More than one-fifth of all American adults (22%) say that they have a close relative who is married to someone of a different race, according to a new Pew Research Center survey.
That degree of familiarity with — and proximity to — interracial marriage is the latest milestone in what has been a sweeping change in behaviors and attitudes concerning interracial relationships over the past several decades.
Until 1967, when a U.S. Supreme Court ruling in Loving v. Virginia struck down the last of the anti-miscegenation laws in this country, interracial marriage had been illegal in 16 states and was widely considered a social taboo.
Since then interracial marriage in this country has evolved from nearly non-existent to merely atypical. In 1970, fewer than one percent of all married couples were made up of spouses of a different race; by 2000 that figure had grown to just over 5%, according to an analysis of U.S. Census Bureau data by the Population Reference Bureau, a nonpartisan research organization.1
At the same time, attitudes toward interracial relationships have also grown more tolerant. In 2003, more than three-quarters of all adults (77%) said it is “all right for blacks and whites to date each other,” up from 48% who felt this way in 1987, according to Pew Research Center surveys.
Acceptance of interracial dating is greatest among the young. In surveys conducted in 2002 and 2003, fully 91% of Gen Y respondents born after 1976 said that interracial dating is acceptable, compared with 50% of the oldest generation (those reaching adulthood during WWII) who expressed this view.

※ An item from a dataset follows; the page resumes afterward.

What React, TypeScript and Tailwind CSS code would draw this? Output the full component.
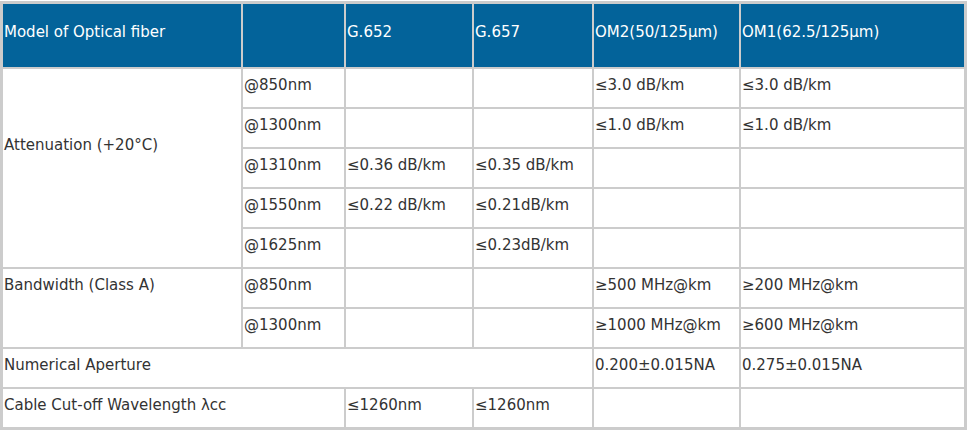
import React from 'react';

const HEAD = ['Model of Optical fiber', '', 'G.652', 'G.657', 'OM2(50/125μm)', 'OM1(62.5/125μm)'];

const td = 'bg-white align-middle pl-[1px] pb-[7px] font-normal';

export default function App() {
    return (
        <div className="w-[968px] h-[434px] bg-white pt-[1px] text-[15px] leading-[20px] text-[#333333] font-['DejaVu_Sans',Verdana,sans-serif]">
            <table className="w-[967px] table-fixed border-separate border-spacing-[2px] border border-[#cccccc] bg-[#cccccc]">
                <colgroup>
                    <col className="w-[238px]" />
                    <col className="w-[101px]" />
                    <col className="w-[126px]" />
                    <col className="w-[118px]" />
                    <col className="w-[145px]" />
                    <col className="w-[223px]" />
                </colgroup>
                <thead>
                    <tr className="h-[63px]">
                        {HEAD.map((h, i) => (
                            <th key={i} className="bg-[#03639a] text-white text-left align-middle pl-[1px] pb-[7px] font-normal">
                                {h}
                            </th>
                        ))}
                    </tr>
                </thead>
                <tbody>
                    <tr className="h-[38px]">
                        <td rowSpan={5} className="bg-white align-middle pl-[1px] pb-[47px]">Attenuation (+20°C)</td>
                        <td className={td}>@850nm</td>
                        <td className={td}></td>
                        <td className={td}></td>
                        <td className={td}>≤3.0 dB/km</td>
                        <td className={td}>≤3.0 dB/km</td>
                    </tr>
                    <tr className="h-[38px]">
                        <td className={td}>@1300nm</td>
                        <td className={td}></td>
                        <td className={td}></td>
                        <td className={td}>≤1.0 dB/km</td>
                        <td className={td}>≤1.0 dB/km</td>
                    </tr>
                    <tr className="h-[38px]">
                        <td className={td}>@1310nm</td>
                        <td className={td}>≤0.36 dB/km</td>
                        <td className={td}>≤0.35 dB/km</td>
                        <td className={td}></td>
                        <td className={td}></td>
                    </tr>
                    <tr className="h-[38px]">
                        <td className={td}>@1550nm</td>
                        <td className={td}>≤0.22 dB/km</td>
                        <td className={td}>≤0.21dB/km</td>
                        <td className={td}></td>
                        <td className={td}></td>
                    </tr>
                    <tr className="h-[38px]">
                        <td className={td}>@1625nm</td>
                        <td className={td}></td>
                        <td className={td}>≤0.23dB/km</td>
                        <td className={td}></td>
                        <td className={td}></td>
                    </tr>
                    <tr className="h-[38px]">
                        <td rowSpan={2} className="bg-white align-middle pl-[1px] pb-[47px]">Bandwidth (Class A)</td>
                        <td className={td}>@850nm</td>
                        <td className={td}></td>
                        <td className={td}></td>
                        <td className={td}>≥500 MHz@km</td>
                        <td className={td}>≥200 MHz@km</td>
                    </tr>
                    <tr className="h-[38px]">
                        <td className={td}>@1300nm</td>
                        <td className={td}></td>
                        <td className={td}></td>
                        <td className={td}>≥1000 MHz@km</td>
                        <td className={td}>≥600 MHz@km</td>
                    </tr>
                    <tr className="h-[38px]">
                        <td colSpan={4} className={td}>Numerical Aperture</td>
                        <td className={td}>0.200±0.015NA</td>
                        <td className={td}>0.275±0.015NA</td>
                    </tr>
                    <tr className="h-[38px]">
                        <td colSpan={2} className={td}>Cable Cut-off Wavelength λcc</td>
                        <td className={td}>≤1260nm</td>
                        <td className={td}>≤1260nm</td>
                        <td className={td}></td>
                        <td className={td}></td>
                    </tr>
                </tbody>
            </table>
        </div>
    );
}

Also, blacks (91%) and Hispanics (90%) are more accepting of interracial dating than are non-Hispanic whites (71%).
In the new Pew survey, conducted from Oct. 5 through Nov. 6, 2005 among a randomly-selected, nationally-representative sample of 3,014 adults, there are also differences by race in family experiences with interracial marriage.
Blacks (37%) are twice as likely as whites (17%) to have an immediate family member in an interracial marriage, while Hispanics (27%) fall in the middle of those two groups. (There were not enough Asians in the national sample to permit any meaningful analysis of this population sub-group).
There is also a variance by age in reports of interracial marriage in the family. More than one third (34%) of all 18 to 29 year olds say they have a family member or close relative who is married to someone of a difference race, compared with 14% of those ages 65 and older who say this.
The survey finds no correlation with income or with education in the likelihood of having a family member in an interracial marriage, but there is a slight regional pattern in the reporting of mixed race marriages in the family. More westerners (28%) say they have a close relative in an interracial marriage than do those who live in the south (22%), the northeast (19%), or the midwest (19%).
This regional tilt toward the west is likely explained, at least in part, by the relatively higher percentage of Asian-Americans, American Indians and multi-race Americans who live in western states compared with the rest of the country. Members of all those groups are more likely to marry outside their race than are whites, blacks or Hispanics, according to the Population Bureau analysis of Census data.
According to Census data, the most common type of interracial couple in 2000 was a white husband married to an Asian wife; this pairing comprised 14 percent of all interracial couples. Black husbands and white wives accounted for 8 percent of all interracial couples. The Census data also show that in 2000 73% of all black-white married couples the husband is black, while in 75% of all Asian-white couples, the husband is white.